__Description of the task__. Output the line that holds "Generate a component", the line that holds "pt-[9px] text-[30px] leading-[38px]", and every line between them, exactly, but none of the pictures.

+++ Extracted records +++

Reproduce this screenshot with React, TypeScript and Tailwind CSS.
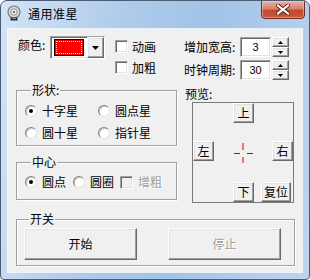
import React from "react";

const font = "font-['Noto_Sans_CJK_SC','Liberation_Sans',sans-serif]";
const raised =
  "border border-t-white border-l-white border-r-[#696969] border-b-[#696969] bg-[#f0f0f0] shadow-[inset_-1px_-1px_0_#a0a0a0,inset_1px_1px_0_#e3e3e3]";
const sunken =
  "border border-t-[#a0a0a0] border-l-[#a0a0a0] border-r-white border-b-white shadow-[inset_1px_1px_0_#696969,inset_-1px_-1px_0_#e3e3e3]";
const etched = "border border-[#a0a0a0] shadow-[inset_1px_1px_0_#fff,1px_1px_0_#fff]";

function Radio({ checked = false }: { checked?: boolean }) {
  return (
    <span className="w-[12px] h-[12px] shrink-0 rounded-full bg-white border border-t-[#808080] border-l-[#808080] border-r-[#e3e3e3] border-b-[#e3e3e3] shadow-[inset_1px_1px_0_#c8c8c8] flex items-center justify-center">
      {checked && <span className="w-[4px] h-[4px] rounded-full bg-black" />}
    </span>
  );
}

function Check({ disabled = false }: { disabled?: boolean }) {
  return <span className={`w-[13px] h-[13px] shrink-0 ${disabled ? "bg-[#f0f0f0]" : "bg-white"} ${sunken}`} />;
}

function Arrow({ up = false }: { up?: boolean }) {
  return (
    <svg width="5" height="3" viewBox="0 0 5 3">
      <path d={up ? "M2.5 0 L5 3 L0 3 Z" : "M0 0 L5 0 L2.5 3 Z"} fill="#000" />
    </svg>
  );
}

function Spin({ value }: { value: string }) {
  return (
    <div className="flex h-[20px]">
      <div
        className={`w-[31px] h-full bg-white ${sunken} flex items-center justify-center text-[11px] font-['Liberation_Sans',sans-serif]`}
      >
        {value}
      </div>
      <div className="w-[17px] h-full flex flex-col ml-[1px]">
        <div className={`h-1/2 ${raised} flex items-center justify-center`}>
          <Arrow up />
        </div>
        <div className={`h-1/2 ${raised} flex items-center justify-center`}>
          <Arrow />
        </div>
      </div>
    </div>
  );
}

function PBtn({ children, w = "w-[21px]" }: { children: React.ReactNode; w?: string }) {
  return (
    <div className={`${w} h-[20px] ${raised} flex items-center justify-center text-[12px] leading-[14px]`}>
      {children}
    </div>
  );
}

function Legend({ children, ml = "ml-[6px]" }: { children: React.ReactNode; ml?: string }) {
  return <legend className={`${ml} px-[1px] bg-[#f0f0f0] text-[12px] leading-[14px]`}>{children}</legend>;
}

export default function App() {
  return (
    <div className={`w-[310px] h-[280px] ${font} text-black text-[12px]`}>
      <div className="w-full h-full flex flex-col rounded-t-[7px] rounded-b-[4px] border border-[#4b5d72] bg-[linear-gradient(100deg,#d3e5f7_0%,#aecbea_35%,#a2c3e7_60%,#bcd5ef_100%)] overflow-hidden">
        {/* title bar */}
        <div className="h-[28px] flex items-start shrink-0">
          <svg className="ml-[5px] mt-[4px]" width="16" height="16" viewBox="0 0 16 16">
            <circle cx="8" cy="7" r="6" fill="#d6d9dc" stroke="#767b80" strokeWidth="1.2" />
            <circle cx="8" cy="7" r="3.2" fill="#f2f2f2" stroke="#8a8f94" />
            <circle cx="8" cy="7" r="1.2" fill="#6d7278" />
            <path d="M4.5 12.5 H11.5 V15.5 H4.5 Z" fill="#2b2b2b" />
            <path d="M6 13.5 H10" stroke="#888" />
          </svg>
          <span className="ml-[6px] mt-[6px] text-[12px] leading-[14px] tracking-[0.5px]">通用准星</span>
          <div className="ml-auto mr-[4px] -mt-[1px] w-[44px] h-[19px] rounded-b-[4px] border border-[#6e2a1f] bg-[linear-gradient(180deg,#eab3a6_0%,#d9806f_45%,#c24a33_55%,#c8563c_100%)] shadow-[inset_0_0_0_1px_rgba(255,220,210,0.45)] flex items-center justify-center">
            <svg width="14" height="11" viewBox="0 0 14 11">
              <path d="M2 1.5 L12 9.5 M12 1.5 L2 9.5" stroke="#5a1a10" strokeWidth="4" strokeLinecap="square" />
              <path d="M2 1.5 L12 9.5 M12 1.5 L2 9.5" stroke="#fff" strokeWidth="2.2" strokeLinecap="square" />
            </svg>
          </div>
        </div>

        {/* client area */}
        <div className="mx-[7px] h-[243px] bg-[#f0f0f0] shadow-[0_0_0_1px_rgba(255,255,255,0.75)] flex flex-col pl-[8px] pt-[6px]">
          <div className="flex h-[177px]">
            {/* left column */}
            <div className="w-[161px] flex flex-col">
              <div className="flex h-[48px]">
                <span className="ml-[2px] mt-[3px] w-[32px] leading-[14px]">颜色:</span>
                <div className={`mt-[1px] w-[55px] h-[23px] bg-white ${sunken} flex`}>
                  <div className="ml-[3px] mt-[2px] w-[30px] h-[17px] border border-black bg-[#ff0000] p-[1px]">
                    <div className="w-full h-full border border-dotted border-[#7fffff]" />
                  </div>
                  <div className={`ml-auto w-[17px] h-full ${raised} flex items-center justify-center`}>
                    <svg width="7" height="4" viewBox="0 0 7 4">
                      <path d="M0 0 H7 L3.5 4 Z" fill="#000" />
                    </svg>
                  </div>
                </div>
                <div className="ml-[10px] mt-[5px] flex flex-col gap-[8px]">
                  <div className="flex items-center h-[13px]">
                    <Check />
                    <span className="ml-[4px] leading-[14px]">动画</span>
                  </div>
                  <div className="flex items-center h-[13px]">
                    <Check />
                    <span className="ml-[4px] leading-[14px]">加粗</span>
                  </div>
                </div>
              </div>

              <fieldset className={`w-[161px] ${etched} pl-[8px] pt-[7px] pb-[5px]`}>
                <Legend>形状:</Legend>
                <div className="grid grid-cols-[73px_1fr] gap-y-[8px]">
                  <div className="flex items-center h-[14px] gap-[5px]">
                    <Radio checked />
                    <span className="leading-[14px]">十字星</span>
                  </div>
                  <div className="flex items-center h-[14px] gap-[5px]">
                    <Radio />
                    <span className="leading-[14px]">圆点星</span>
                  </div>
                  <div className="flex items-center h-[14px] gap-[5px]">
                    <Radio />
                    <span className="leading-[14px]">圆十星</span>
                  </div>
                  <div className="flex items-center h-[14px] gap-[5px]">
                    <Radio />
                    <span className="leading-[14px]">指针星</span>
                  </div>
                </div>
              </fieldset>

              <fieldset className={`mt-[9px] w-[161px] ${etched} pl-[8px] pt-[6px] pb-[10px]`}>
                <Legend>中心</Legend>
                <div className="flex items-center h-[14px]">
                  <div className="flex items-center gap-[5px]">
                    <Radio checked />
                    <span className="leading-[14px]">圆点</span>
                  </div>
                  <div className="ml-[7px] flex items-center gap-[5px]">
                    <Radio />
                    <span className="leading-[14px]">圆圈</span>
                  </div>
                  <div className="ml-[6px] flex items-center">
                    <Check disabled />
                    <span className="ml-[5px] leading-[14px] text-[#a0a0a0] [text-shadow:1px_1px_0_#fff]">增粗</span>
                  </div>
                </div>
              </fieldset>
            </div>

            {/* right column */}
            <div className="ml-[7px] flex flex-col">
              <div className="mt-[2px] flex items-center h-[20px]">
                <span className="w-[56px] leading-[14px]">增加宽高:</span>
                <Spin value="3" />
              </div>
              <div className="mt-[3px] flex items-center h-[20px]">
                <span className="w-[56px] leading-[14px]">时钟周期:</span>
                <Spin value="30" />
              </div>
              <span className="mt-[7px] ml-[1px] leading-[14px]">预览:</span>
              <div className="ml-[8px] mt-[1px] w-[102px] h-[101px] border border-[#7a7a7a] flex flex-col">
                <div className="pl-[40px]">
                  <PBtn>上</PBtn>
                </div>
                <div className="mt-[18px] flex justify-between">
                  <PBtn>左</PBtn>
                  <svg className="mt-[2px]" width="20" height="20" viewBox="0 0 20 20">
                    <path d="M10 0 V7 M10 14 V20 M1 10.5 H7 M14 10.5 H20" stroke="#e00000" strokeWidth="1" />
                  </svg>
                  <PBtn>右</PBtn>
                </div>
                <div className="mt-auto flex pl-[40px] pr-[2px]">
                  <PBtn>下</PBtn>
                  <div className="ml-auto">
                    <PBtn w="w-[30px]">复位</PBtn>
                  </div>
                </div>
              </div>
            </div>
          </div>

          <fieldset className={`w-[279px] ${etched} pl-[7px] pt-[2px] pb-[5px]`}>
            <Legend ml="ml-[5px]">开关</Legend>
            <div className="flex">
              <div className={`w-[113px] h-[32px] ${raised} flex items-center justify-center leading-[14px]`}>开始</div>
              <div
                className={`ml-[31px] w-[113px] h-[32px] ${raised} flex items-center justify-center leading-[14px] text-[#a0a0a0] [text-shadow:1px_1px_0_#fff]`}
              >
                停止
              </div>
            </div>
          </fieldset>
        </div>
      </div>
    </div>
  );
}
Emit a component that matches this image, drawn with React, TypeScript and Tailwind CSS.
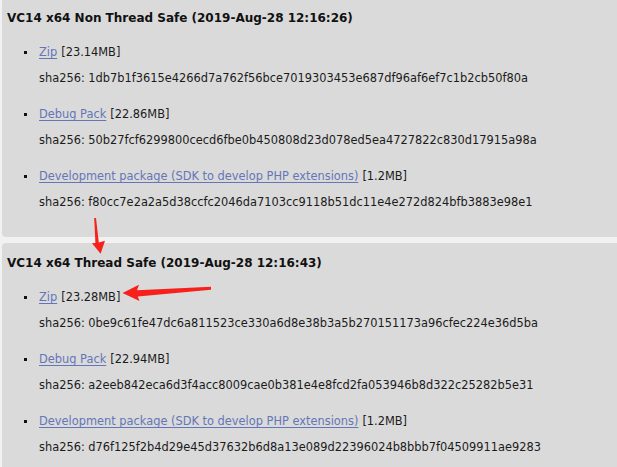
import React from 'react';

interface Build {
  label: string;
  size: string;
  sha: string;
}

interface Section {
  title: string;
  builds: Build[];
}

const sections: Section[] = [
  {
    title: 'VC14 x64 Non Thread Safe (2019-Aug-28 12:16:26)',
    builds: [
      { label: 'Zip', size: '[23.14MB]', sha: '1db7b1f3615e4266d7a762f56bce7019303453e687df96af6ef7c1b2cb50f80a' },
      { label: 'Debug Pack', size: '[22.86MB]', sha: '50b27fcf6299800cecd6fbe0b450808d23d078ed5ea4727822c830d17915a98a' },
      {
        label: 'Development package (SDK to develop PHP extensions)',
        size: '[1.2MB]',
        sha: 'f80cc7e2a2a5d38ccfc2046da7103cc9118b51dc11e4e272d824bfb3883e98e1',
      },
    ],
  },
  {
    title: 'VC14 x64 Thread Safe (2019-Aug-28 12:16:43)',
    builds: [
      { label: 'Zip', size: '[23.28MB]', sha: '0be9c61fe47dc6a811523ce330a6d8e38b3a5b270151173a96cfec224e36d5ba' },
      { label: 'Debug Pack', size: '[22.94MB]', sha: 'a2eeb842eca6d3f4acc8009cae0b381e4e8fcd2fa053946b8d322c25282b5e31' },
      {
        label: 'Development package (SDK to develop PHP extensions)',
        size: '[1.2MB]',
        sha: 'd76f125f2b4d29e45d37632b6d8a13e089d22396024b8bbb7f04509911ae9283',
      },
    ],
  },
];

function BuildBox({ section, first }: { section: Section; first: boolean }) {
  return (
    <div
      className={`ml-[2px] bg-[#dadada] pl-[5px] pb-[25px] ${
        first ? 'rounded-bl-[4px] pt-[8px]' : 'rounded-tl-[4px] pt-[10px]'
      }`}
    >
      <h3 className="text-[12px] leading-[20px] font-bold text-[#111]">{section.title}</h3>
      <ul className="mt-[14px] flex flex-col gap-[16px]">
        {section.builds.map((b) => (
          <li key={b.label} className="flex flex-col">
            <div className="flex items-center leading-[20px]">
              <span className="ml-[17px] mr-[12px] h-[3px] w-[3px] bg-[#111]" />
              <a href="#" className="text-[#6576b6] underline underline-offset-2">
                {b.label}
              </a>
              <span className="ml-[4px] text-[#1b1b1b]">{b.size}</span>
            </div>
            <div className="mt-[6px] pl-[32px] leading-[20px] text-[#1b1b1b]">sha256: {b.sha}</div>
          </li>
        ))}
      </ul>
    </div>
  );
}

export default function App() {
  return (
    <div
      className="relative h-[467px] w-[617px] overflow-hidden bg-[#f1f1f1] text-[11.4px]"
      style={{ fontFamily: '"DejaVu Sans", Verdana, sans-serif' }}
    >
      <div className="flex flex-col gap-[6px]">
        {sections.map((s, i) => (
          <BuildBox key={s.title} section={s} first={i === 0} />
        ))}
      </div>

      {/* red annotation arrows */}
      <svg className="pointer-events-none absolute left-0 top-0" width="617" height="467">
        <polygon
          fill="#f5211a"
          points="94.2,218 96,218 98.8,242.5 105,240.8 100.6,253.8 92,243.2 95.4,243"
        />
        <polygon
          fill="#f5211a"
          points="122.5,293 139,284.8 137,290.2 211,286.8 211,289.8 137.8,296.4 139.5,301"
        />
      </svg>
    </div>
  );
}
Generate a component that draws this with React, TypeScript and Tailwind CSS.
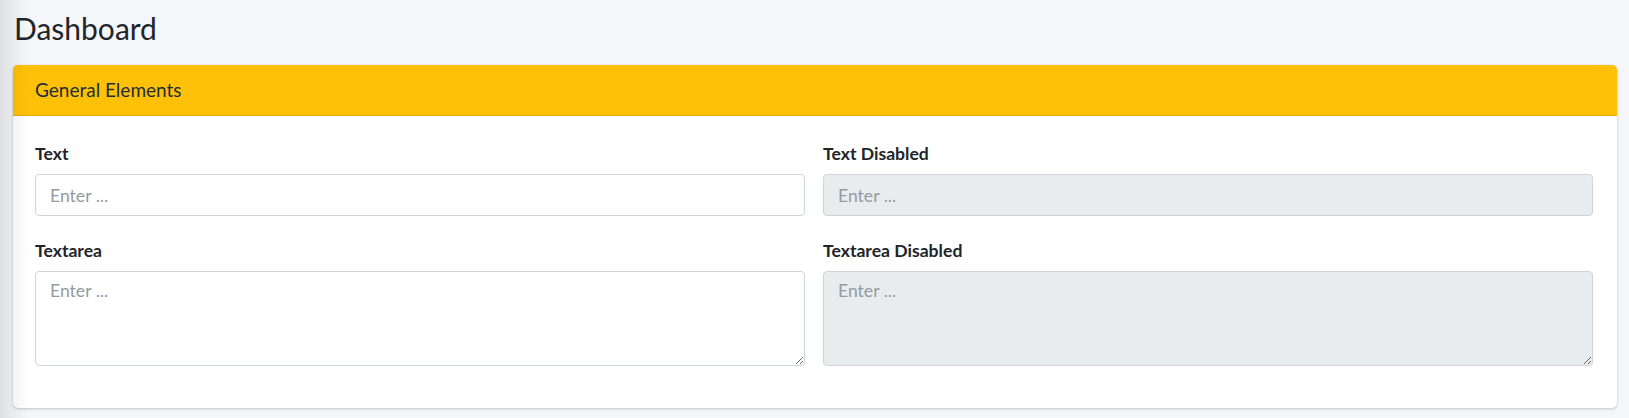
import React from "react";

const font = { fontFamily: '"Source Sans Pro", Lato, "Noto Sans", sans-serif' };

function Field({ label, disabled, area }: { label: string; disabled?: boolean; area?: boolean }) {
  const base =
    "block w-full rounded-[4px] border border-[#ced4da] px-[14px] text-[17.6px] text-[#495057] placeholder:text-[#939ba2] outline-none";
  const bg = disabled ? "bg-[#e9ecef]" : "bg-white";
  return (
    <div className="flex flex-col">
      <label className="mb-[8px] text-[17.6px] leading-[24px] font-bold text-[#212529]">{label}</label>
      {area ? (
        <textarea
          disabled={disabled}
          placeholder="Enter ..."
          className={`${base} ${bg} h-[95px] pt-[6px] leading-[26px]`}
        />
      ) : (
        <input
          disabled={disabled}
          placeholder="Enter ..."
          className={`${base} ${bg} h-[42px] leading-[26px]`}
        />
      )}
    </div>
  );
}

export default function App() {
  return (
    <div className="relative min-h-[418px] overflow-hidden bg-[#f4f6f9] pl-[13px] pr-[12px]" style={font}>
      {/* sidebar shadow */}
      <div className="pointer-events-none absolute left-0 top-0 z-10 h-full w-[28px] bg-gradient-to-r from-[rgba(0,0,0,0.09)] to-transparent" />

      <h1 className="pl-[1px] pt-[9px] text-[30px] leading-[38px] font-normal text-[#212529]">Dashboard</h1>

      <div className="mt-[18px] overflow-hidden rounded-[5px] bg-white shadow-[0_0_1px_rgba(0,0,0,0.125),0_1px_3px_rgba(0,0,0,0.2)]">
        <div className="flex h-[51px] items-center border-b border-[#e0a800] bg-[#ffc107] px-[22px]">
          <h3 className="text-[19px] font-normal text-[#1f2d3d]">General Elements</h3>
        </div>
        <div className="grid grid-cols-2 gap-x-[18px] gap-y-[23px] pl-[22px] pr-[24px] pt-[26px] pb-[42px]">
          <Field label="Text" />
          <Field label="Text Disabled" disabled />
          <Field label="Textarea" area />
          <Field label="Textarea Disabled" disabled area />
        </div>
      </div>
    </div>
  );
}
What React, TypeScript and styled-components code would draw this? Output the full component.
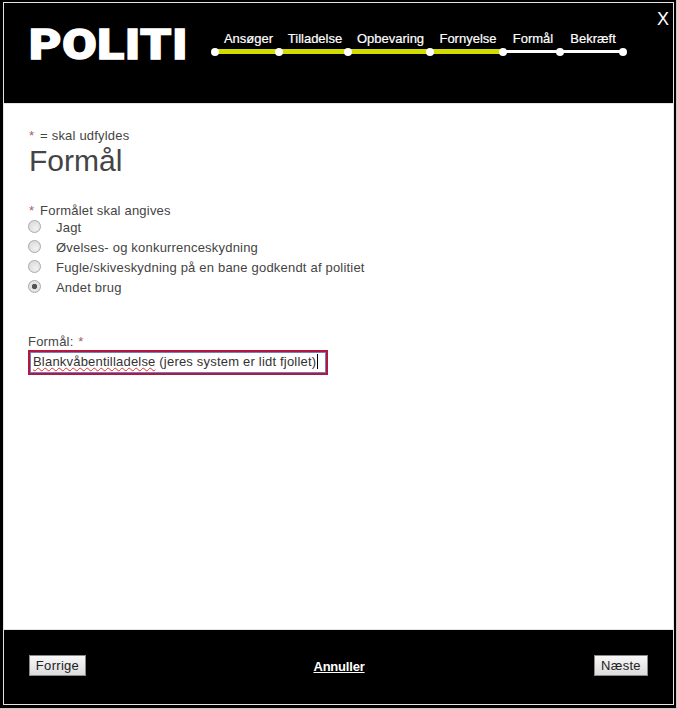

+++

__Output__.
Generate a component that draws this with React, TypeScript and Tailwind CSS.
import React from "react";

const font = { fontFamily: '"Source Sans Pro", Lato, "Noto Sans", sans-serif' };

function Field({ label, disabled, area }: { label: string; disabled?: boolean; area?: boolean }) {
  const base =
    "block w-full rounded-[4px] border border-[#ced4da] px-[14px] text-[17.6px] text-[#495057] placeholder:text-[#939ba2] outline-none";
  const bg = disabled ? "bg-[#e9ecef]" : "bg-white";
  return (
    <div className="flex flex-col">
      <label className="mb-[8px] text-[17.6px] leading-[24px] font-bold text-[#212529]">{label}</label>
      {area ? (
        <textarea
          disabled={disabled}
          placeholder="Enter ..."
          className={`${base} ${bg} h-[95px] pt-[6px] leading-[26px]`}
        />
      ) : (
        <input
          disabled={disabled}
          placeholder="Enter ..."
          className={`${base} ${bg} h-[42px] leading-[26px]`}
        />
      )}
    </div>
  );
}

export default function App() {
  return (
    <div className="relative min-h-[418px] overflow-hidden bg-[#f4f6f9] pl-[13px] pr-[12px]" style={font}>
      {/* sidebar shadow */}
      <div className="pointer-events-none absolute left-0 top-0 z-10 h-full w-[28px] bg-gradient-to-r from-[rgba(0,0,0,0.09)] to-transparent" />

      <h1 className="pl-[1px] pt-[9px] text-[30px] leading-[38px] font-normal text-[#212529]">Dashboard</h1>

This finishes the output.